Euphemistically described as "stress-and-duress", these techniques are nothing less than torture. An investigation by US magazine Newsweek (published on May 24), which obtained confidential government documents, revealed that Bush, along with Rumsfeld and Attorney-General John Ashcroft, "signed off on a secret system of detention and interrogation that opened the door to such methods."
One memo sent to Bush by White House counsel Alberto Gonzales in early 2002 argued: "The nature of the new war [the 'war on terror'] places a high premium on other factors, such as the ability to quickly obtain information from captured terrorists and their sponsors in order to avoid further atrocities against American civilians... In my judgment, this new paradigm renders obsolete Geneva's strict limitations on questioning of enemy prisoners and renders quaint some of its provisions."

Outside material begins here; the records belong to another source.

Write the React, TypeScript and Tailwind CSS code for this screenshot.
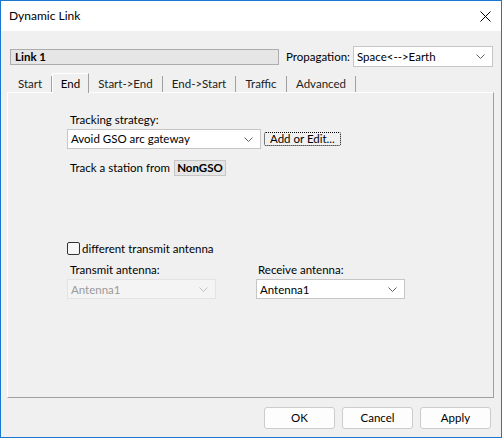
import React from 'react';

const font = { fontFamily: 'Lato, "Noto Sans", sans-serif' };

function Chevron({ color = '#606060' }: { color?: string }) {
  return (
    <svg width="9" height="5" viewBox="0 0 9 5" className="shrink-0">
      <path d="M0.5 0.5 L4.5 4.5 L8.5 0.5" fill="none" stroke={color} strokeWidth="1" />
    </svg>
  );
}

function Combo({ value, className = '', disabled = false }: { value: string; className?: string; disabled?: boolean }) {
  return (
    <div
      className={
        'flex items-center justify-between h-[20px] pl-[3px] pr-[7px] border whitespace-nowrap ' +
        (disabled ? 'bg-[#f4f4f4] border-[#e3e3e3] text-[#9a9a9a] ' : 'bg-white border-[#c6c6c6] text-black ') +
        className
      }
    >
      <span className="leading-none">{value}</span>
      <Chevron color={disabled ? '#c0c0c0' : '#606060'} />
    </div>
  );
}

const tabs = [
  { label: 'Start', w: 'w-[43px]' },
  { label: 'End', w: 'w-[37px]', active: true },
  { label: 'Start->End', w: 'w-[74px]' },
  { label: 'End->Start', w: 'w-[73px]' },
  { label: 'Traffic', w: 'w-[51px]' },
  { label: 'Advanced', w: 'w-[69px]' },
];

export default function App() {
  return (
    <div style={font} className="w-[502px] h-[438px] border border-[#1a76cf] flex flex-col text-[11.5px] text-black bg-[#f0f0f0] overflow-hidden whitespace-nowrap">
      {/* title bar */}
      <div className="h-[30px] bg-white flex items-center justify-between shrink-0">
        <span className="ml-[8px] text-[12px]">Dynamic Link</span>
        <svg width="11" height="11" viewBox="0 0 11 11" className="mr-[10px]">
          <path d="M0.5 0.5 L10.5 10.5 M10.5 0.5 L0.5 10.5" stroke="#000" strokeWidth="1" />
        </svg>
      </div>

      {/* header row */}
      <div className="flex items-center h-[21px] mt-[15px]">
        <div className="ml-[9px] w-[269px] h-[16px] bg-[#e6e6e6] border border-[#adadad] flex items-center pl-[4px] font-bold leading-none">
          Link 1
        </div>
        <span className="ml-[7px]">Propagation:</span>
        <Combo value="Space<-->Earth" className="ml-auto mr-[8px] w-[140px] h-[21px]" />
      </div>

      {/* tabs */}
      <div className="flex mt-[6px] ml-[8px] h-[19px] items-end">
        {tabs.map((t) =>
          t.active ? (
            <div key={t.label} className={t.w + ' h-[20px] -mb-px relative z-10 bg-[#f0f0f0] border-l border-t border-white border-r border-r-[#a0a0a0] flex items-center justify-center'}>
              {t.label}
            </div>
          ) : (
            <div key={t.label} className={t.w + ' h-[16px] border-r border-[#a0a0a0] flex items-center justify-center text-[#222]'}>
              {t.label}
            </div>
          )
        )}
      </div>

      {/* panel */}
      <div className="ml-[6px] w-[487px] h-[306px] border-t border-l border-white border-r border-b border-r-[#a0a0a0] border-b-[#a0a0a0] pl-[59px] pt-[19px]">
        <div className="pl-[3px] leading-[16px]">Tracking strategy:</div>
        <div className="flex items-center mt-[1px]">
          <Combo value="Avoid GSO arc gateway" className="w-[194px]" />
          <div className="ml-[3px] w-[77px] h-[14px] border border-dotted border-black rounded-[2px] bg-[#f0f0f0] flex items-center pl-[5px] leading-none">
            Add or Edit...
          </div>
        </div>
        <div className="flex items-center mt-[10px]">
          <span className="ml-[3px]">Track a station from</span>
          <span className="ml-[4px] h-[16px] w-[52px] bg-[#e6e6e6] border border-[#c6c6c6] flex items-center justify-center font-bold leading-none">
            NonGSO
          </span>
        </div>

        <div className="flex items-center mt-[66px]">
          <div className="w-[13px] h-[13px] border border-[#333] rounded-[2px] bg-[#f7f7f7]" />
          <span className="ml-[2px] leading-none">different transmit antenna</span>
        </div>

        <div className="flex mt-[7px] gap-[40px]">
          <div className="w-[149px]">
            <div className="pl-[3px] leading-[16px]">Transmit antenna:</div>
            <Combo value="Antenna1" disabled className="mt-[1px] w-[149px]" />
          </div>
          <div className="w-[149px]">
            <div className="pl-[2px] leading-[16px]">Receive antenna:</div>
            <Combo value="Antenna1" className="mt-[1px] w-[149px]" />
          </div>
        </div>
      </div>

      {/* buttons */}
      <div className="flex justify-end gap-[7px] mt-[9px] mr-[10px]">
        {['OK', 'Cancel', 'Apply'].map((b) => (
          <div key={b} className="w-[71px] h-[22px] bg-[#fdfdfd] border border-[#cccccc] rounded-[3px] flex items-center justify-center">
            {b}
          </div>
        ))}
      </div>
    </div>
  );
}
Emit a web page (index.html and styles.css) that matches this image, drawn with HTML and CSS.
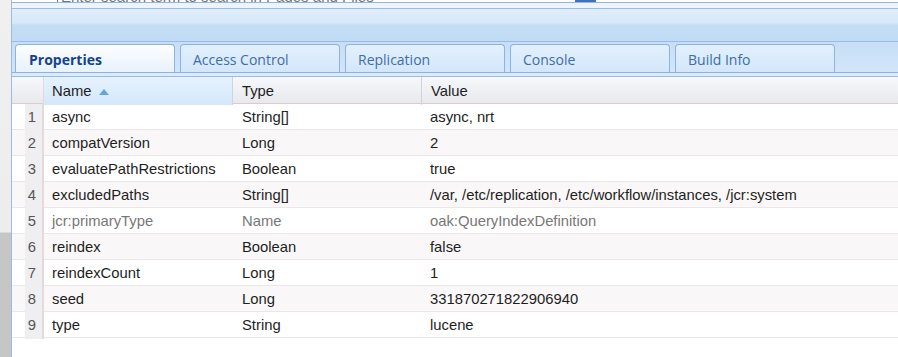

According to Newsweek, the added attraction of declaring that the Geneva Conventions were not applicable to prisoners in the "war on terror" was preventing US officials from being prosecuted for war crimes. "Gonzales said he feared 'prosecutors and independent counsels who may in the future decide to pursue unwarranted charges' based on a 1996 U.S. law that bars 'war crimes,' which were defined to include 'any grave breach' of the Geneva Conventions."
The US Justice Department, the Pentagon, the CIA and the White House "reconsidered" the definitions of international anti-torture conventions. Along with the US prison camp at Guantanamo Bay, Cuba, secret CIA-run detention centres were set up around the world where prisoners were interrogated "with unprecedented harshness". Agreements with the governments of countries that housed these camps gave legal immunity to CIA operatives and private contractors who worked with them.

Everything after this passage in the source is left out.